The thirteen-hour day, the sixty-minute lunch break, may seem like a bare minimum for union demands. But these small goals create startling tragicomedy and lead to a transcendent movement. When the George Eastman House’s senior curator Paolo Cherchi Usai showed The Organizer in Rochester in 1989, he stated unequivocally that this historical movie was “about contemporary class struggle.” To Usai, it expresses the dream of Italian labor activists in the early 1960s for “a single great labor union” that would join with Christian Democrats, Socialists, and the Communist Party as a united political force.

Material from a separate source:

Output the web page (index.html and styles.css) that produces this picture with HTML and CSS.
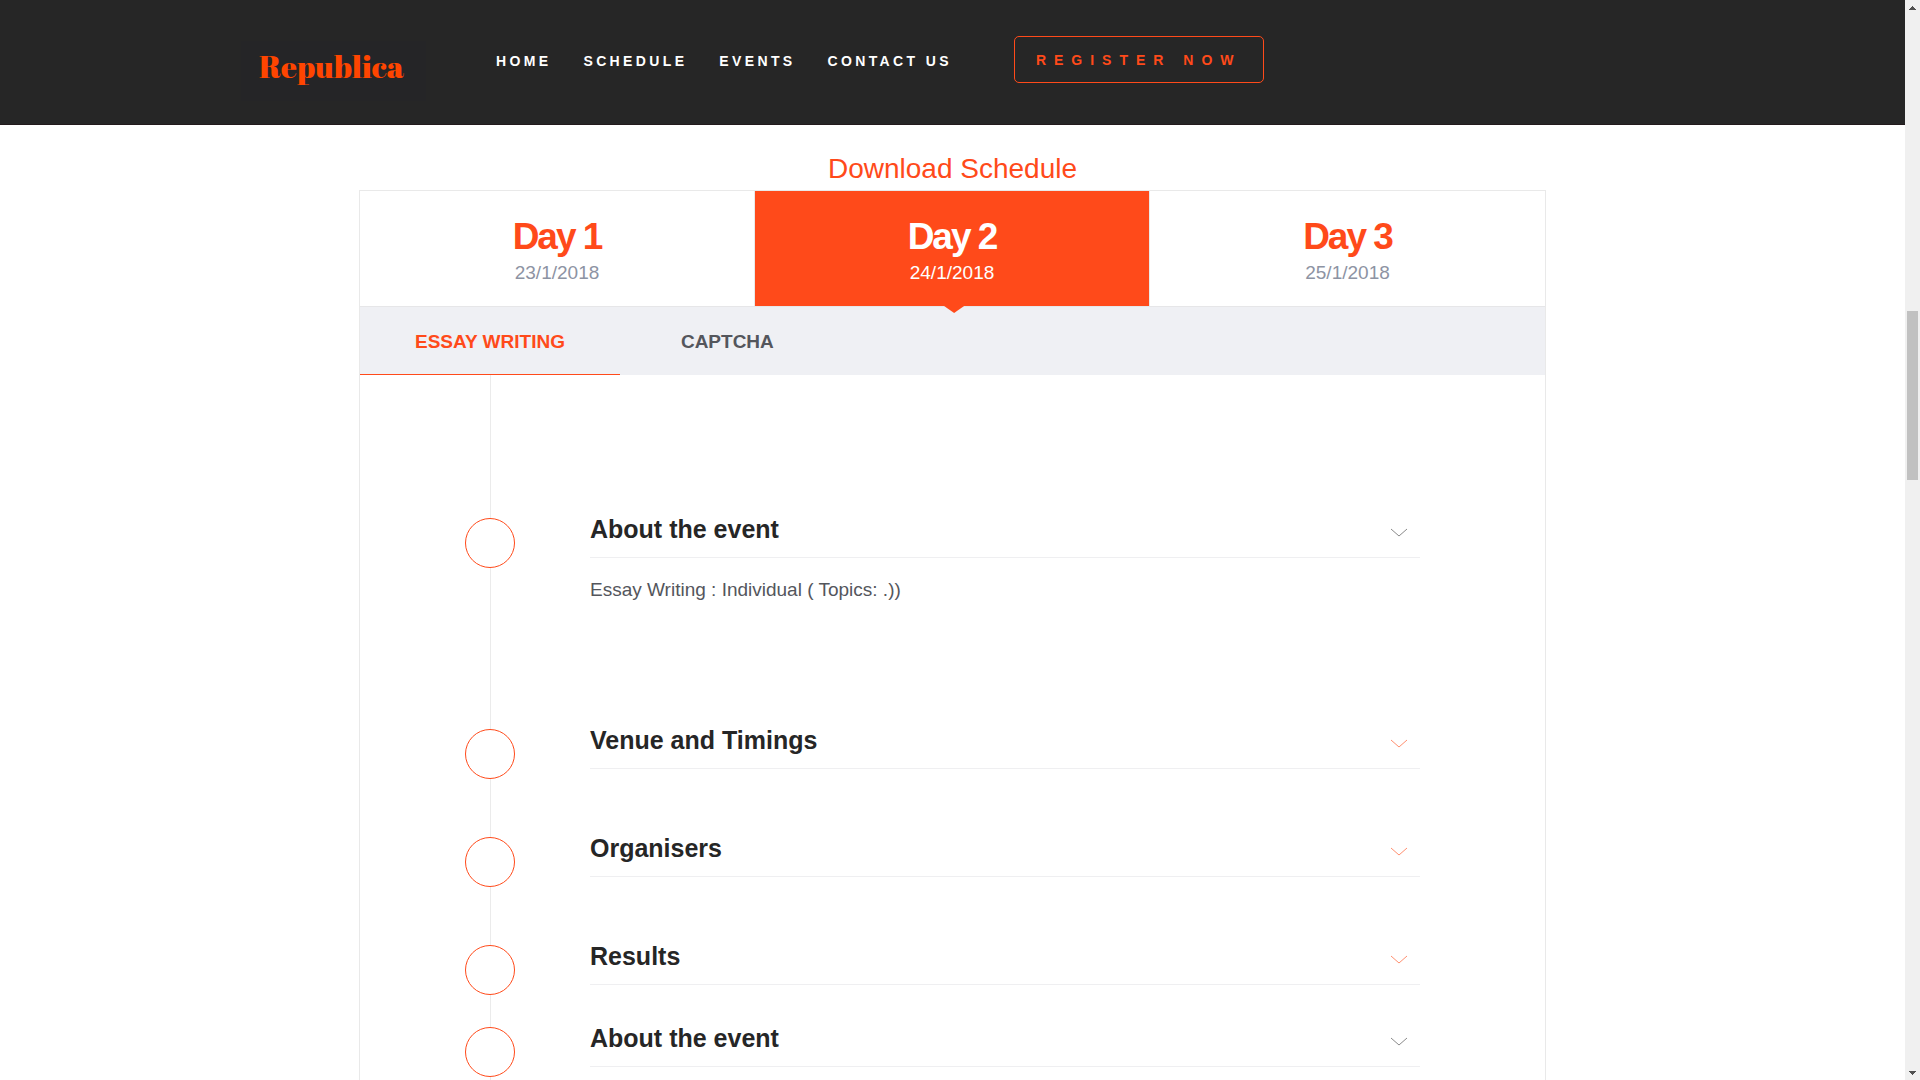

I’m All Right Jack and The Organizer have faced markedly different receptions through the years. The Boulting film, a smash in 1959, went on to spark a cycle of British films about industrial relations, from The Angry Silence (1960) to Carry on Cabby (1963). However, as late as 1979, the BBC canceled a broadcast of the film because it feared Sellers’s Kite would prejudice viewers against Labour before a general election. Now this fearlessly entertaining movie is underappreciated everywhere outside of England. Meanwhile, The Organizer, a flop even in Italy in 1963, has won pockets of ardent supporters around the world.
Along with their original and indelible takes on the slippery figures of the shop steward and the organizer, both these movies stand out because of their blend of anger and wit. Americans tend to like their tales of working-class heroism and corruption—great ones like On The Waterfront or undeniably earnest ones like Norma Rae and Matewan—to be forthright and stirring. It’s refreshing to see two movies in which shifting moods challenge our expectations and progress is depicted as a one-step-forward, two-steps-backward process.